>> START

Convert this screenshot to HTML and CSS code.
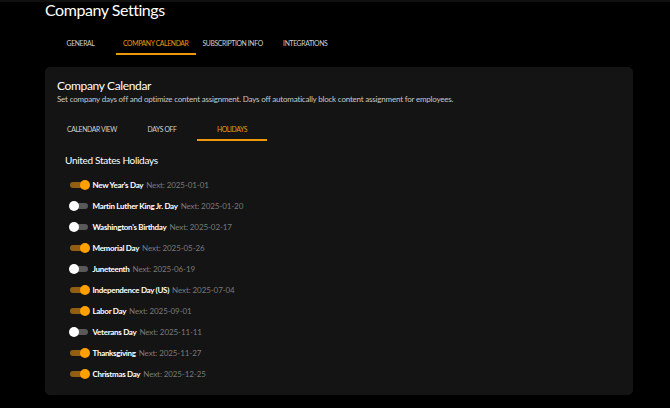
FILE: index.html
```html
<!DOCTYPE html>
<html lang="en">
<head>
<meta charset="utf-8">
<title>Company Settings</title>
<link rel="stylesheet" href="styles.css">
</head>
<body>
<div class="page">
  <h1 class="page-title">Company Settings</h1>
  <nav class="tabs top-tabs">
    <div class="tab">GENERAL</div>
    <div class="tab active">COMPANY CALENDAR</div>
    <div class="tab">SUBSCRIPTION INFO</div>
    <div class="tab">INTEGRATIONS</div>
  </nav>
  <section class="card">
    <h2 class="card-title">Company Calendar</h2>
    <p class="card-sub">Set company days off and optimize content assignment. Days off automatically block content assignment for employees.</p>
    <nav class="tabs inner-tabs">
      <div class="tab">CALENDAR VIEW</div>
      <div class="tab">DAYS OFF</div>
      <div class="tab active">HOLIDAYS</div>
    </nav>
    <h3 class="section-title">United States Holidays</h3>
    <ul class="holidays">
      <li class="row"><span class="switch on"><span class="thumb"></span></span><span class="name">New Year's Day</span><span class="next">Next: 2025-01-01</span></li>
      <li class="row"><span class="switch"><span class="thumb"></span></span><span class="name">Martin Luther King Jr. Day</span><span class="next">Next: 2025-01-20</span></li>
      <li class="row"><span class="switch"><span class="thumb"></span></span><span class="name">Washington's Birthday</span><span class="next">Next: 2025-02-17</span></li>
      <li class="row"><span class="switch on"><span class="thumb"></span></span><span class="name">Memorial Day</span><span class="next">Next: 2025-05-26</span></li>
      <li class="row"><span class="switch"><span class="thumb"></span></span><span class="name">Juneteenth</span><span class="next">Next: 2025-06-19</span></li>
      <li class="row"><span class="switch on"><span class="thumb"></span></span><span class="name">Independence Day (US)</span><span class="next">Next: 2025-07-04</span></li>
      <li class="row"><span class="switch on"><span class="thumb"></span></span><span class="name">Labor Day</span><span class="next">Next: 2025-09-01</span></li>
      <li class="row"><span class="switch"><span class="thumb"></span></span><span class="name">Veterans Day</span><span class="next">Next: 2025-11-11</span></li>
      <li class="row"><span class="switch on"><span class="thumb"></span></span><span class="name">Thanksgiving</span><span class="next">Next: 2025-11-27</span></li>
      <li class="row"><span class="switch on"><span class="thumb"></span></span><span class="name">Christmas Day</span><span class="next">Next: 2025-12-25</span></li>
    </ul>
  </section>
</div>
</body>
</html>
```

FILE: styles.css
```css
* { box-sizing: border-box; }

html, body {
  margin: 0;
  background: #000;
}

body {
  font-family: Lato, "Noto Sans", sans-serif;
  color: #fff;
  border-top: 2px solid #101010;
}

.page {
  padding: 0 37px 0 45px;
  margin-top: -2px;
}

.page-title {
  margin: 0;
  font-size: 16px;
  line-height: 20px;
  letter-spacing: -0.45px;
  font-weight: 400;
  color: #fff;
}

.tabs {
  display: flex;
}

.top-tabs {
  margin-top: 11px;
}

.tab {
  height: 24px;
  min-width: 71px;
  padding: 2px 7px 0;
  display: flex;
  align-items: center;
  justify-content: center;
  font-size: 6.8px;
  letter-spacing: -0.35px;
  font-weight: 400;
  color: #d2d2d2;
  border-bottom: 2px solid transparent;
  white-space: nowrap;
}

.tab.active {
  color: #ec9a0c;
  border-bottom-color: #ec9a0c;
}

.inner-tabs .tab {
  min-width: 70px;
}

.card {
  margin-top: 12px;
  background: #141414;
  border-radius: 5px;
  padding: 11px 12px;
}

.card-title {
  margin: 0;
  font-size: 12px;
  line-height: 16px;
  letter-spacing: -0.35px;
  font-weight: 400;
}

.card-sub {
  margin: 0;
  font-size: 8px;
  line-height: 11px;
  letter-spacing: -0.2px;
  color: #c8c8c8;
}

.inner-tabs {
  margin-top: 12px;
}

.section-title {
  margin: 12px 0 0 8px;
  font-size: 10px;
  line-height: 14px;
  letter-spacing: -0.3px;
  font-weight: 400;
}

.holidays {
  list-style: none;
  margin: 7px 0 0 12px;
  padding: 0;
}

.row {
  height: 21px;
  display: flex;
  align-items: center;
  font-size: 8px;
}

.switch {
  flex: none;
  width: 18px;
  height: 6px;
  margin: 0 4.5px 0 1px;
  border-radius: 3px;
  background: #595959;
  display: flex;
  align-items: center;
  justify-content: flex-start;
}

.switch.on {
  background: #925e14;
  justify-content: flex-end;
}

.thumb {
  flex: none;
  width: 10px;
  height: 10px;
  margin: 0 -1px;
  border-radius: 50%;
  background: #fff;
}

.switch.on .thumb {
  background: #ffa000;
  margin-right: -1.5px;
}

.name {
  font-weight: 700;
  letter-spacing: -0.3px;
  color: #fff;
}

.next {
  margin-left: 3px;
  letter-spacing: -0.1px;
  color: #7a7a7a;
}
```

>> END

Using the data above, write out every line exactly, leaving the images behind.

ANSWER FOR THE TASK -
Convert this screenshot to HTML and CSS code.
FILE: index.html
```html
<!DOCTYPE html>
<html lang="en">
<head>
<meta charset="utf-8">
<title>Company Settings</title>
<link rel="stylesheet" href="styles.css">
</head>
<body>
<div class="page">
  <h1 class="page-title">Company Settings</h1>
  <nav class="tabs top-tabs">
    <div class="tab">GENERAL</div>
    <div class="tab active">COMPANY CALENDAR</div>
    <div class="tab">SUBSCRIPTION INFO</div>
    <div class="tab">INTEGRATIONS</div>
  </nav>
  <section class="card">
    <h2 class="card-title">Company Calendar</h2>
    <p class="card-sub">Set company days off and optimize content assignment. Days off automatically block content assignment for employees.</p>
    <nav class="tabs inner-tabs">
      <div class="tab">CALENDAR VIEW</div>
      <div class="tab">DAYS OFF</div>
      <div class="tab active">HOLIDAYS</div>
    </nav>
    <h3 class="section-title">United States Holidays</h3>
    <ul class="holidays">
      <li class="row"><span class="switch on"><span class="thumb"></span></span><span class="name">New Year's Day</span><span class="next">Next: 2025-01-01</span></li>
      <li class="row"><span class="switch"><span class="thumb"></span></span><span class="name">Martin Luther King Jr. Day</span><span class="next">Next: 2025-01-20</span></li>
      <li class="row"><span class="switch"><span class="thumb"></span></span><span class="name">Washington's Birthday</span><span class="next">Next: 2025-02-17</span></li>
      <li class="row"><span class="switch on"><span class="thumb"></span></span><span class="name">Memorial Day</span><span class="next">Next: 2025-05-26</span></li>
      <li class="row"><span class="switch"><span class="thumb"></span></span><span class="name">Juneteenth</span><span class="next">Next: 2025-06-19</span></li>
      <li class="row"><span class="switch on"><span class="thumb"></span></span><span class="name">Independence Day (US)</span><span class="next">Next: 2025-07-04</span></li>
      <li class="row"><span class="switch on"><span class="thumb"></span></span><span class="name">Labor Day</span><span class="next">Next: 2025-09-01</span></li>
      <li class="row"><span class="switch"><span class="thumb"></span></span><span class="name">Veterans Day</span><span class="next">Next: 2025-11-11</span></li>
      <li class="row"><span class="switch on"><span class="thumb"></span></span><span class="name">Thanksgiving</span><span class="next">Next: 2025-11-27</span></li>
      <li class="row"><span class="switch on"><span class="thumb"></span></span><span class="name">Christmas Day</span><span class="next">Next: 2025-12-25</span></li>
    </ul>
  </section>
</div>
</body>
</html>
```

FILE: styles.css
```css
* { box-sizing: border-box; }

html, body {
  margin: 0;
  background: #000;
}

body {
  font-family: Lato, "Noto Sans", sans-serif;
  color: #fff;
  border-top: 2px solid #101010;
}

.page {
  padding: 0 37px 0 45px;
  margin-top: -2px;
}

.page-title {
  margin: 0;
  font-size: 16px;
  line-height: 20px;
  letter-spacing: -0.45px;
  font-weight: 400;
  color: #fff;
}

.tabs {
  display: flex;
}

.top-tabs {
  margin-top: 11px;
}

.tab {
  height: 24px;
  min-width: 71px;
  padding: 2px 7px 0;
  display: flex;
  align-items: center;
  justify-content: center;
  font-size: 6.8px;
  letter-spacing: -0.35px;
  font-weight: 400;
  color: #d2d2d2;
  border-bottom: 2px solid transparent;
  white-space: nowrap;
}

.tab.active {
  color: #ec9a0c;
  border-bottom-color: #ec9a0c;
}

.inner-tabs .tab {
  min-width: 70px;
}

.card {
  margin-top: 12px;
  background: #141414;
  border-radius: 5px;
  padding: 11px 12px;
}

.card-title {
  margin: 0;
  font-size: 12px;
  line-height: 16px;
  letter-spacing: -0.35px;
  font-weight: 400;
}

.card-sub {
  margin: 0;
  font-size: 8px;
  line-height: 11px;
  letter-spacing: -0.2px;
  color: #c8c8c8;
}

.inner-tabs {
  margin-top: 12px;
}

.section-title {
  margin: 12px 0 0 8px;
  font-size: 10px;
  line-height: 14px;
  letter-spacing: -0.3px;
  font-weight: 400;
}

.holidays {
  list-style: none;
  margin: 7px 0 0 12px;
  padding: 0;
}

.row {
  height: 21px;
  display: flex;
  align-items: center;
  font-size: 8px;
}

.switch {
  flex: none;
  width: 18px;
  height: 6px;
  margin: 0 4.5px 0 1px;
  border-radius: 3px;
  background: #595959;
  display: flex;
  align-items: center;
  justify-content: flex-start;
}

.switch.on {
  background: #925e14;
  justify-content: flex-end;
}

.thumb {
  flex: none;
  width: 10px;
  height: 10px;
  margin: 0 -1px;
  border-radius: 50%;
  background: #fff;
}

.switch.on .thumb {
  background: #ffa000;
  margin-right: -1.5px;
}

.name {
  font-weight: 700;
  letter-spacing: -0.3px;
  color: #fff;
}

.next {
  margin-left: 3px;
  letter-spacing: -0.1px;
  color: #7a7a7a;
}
```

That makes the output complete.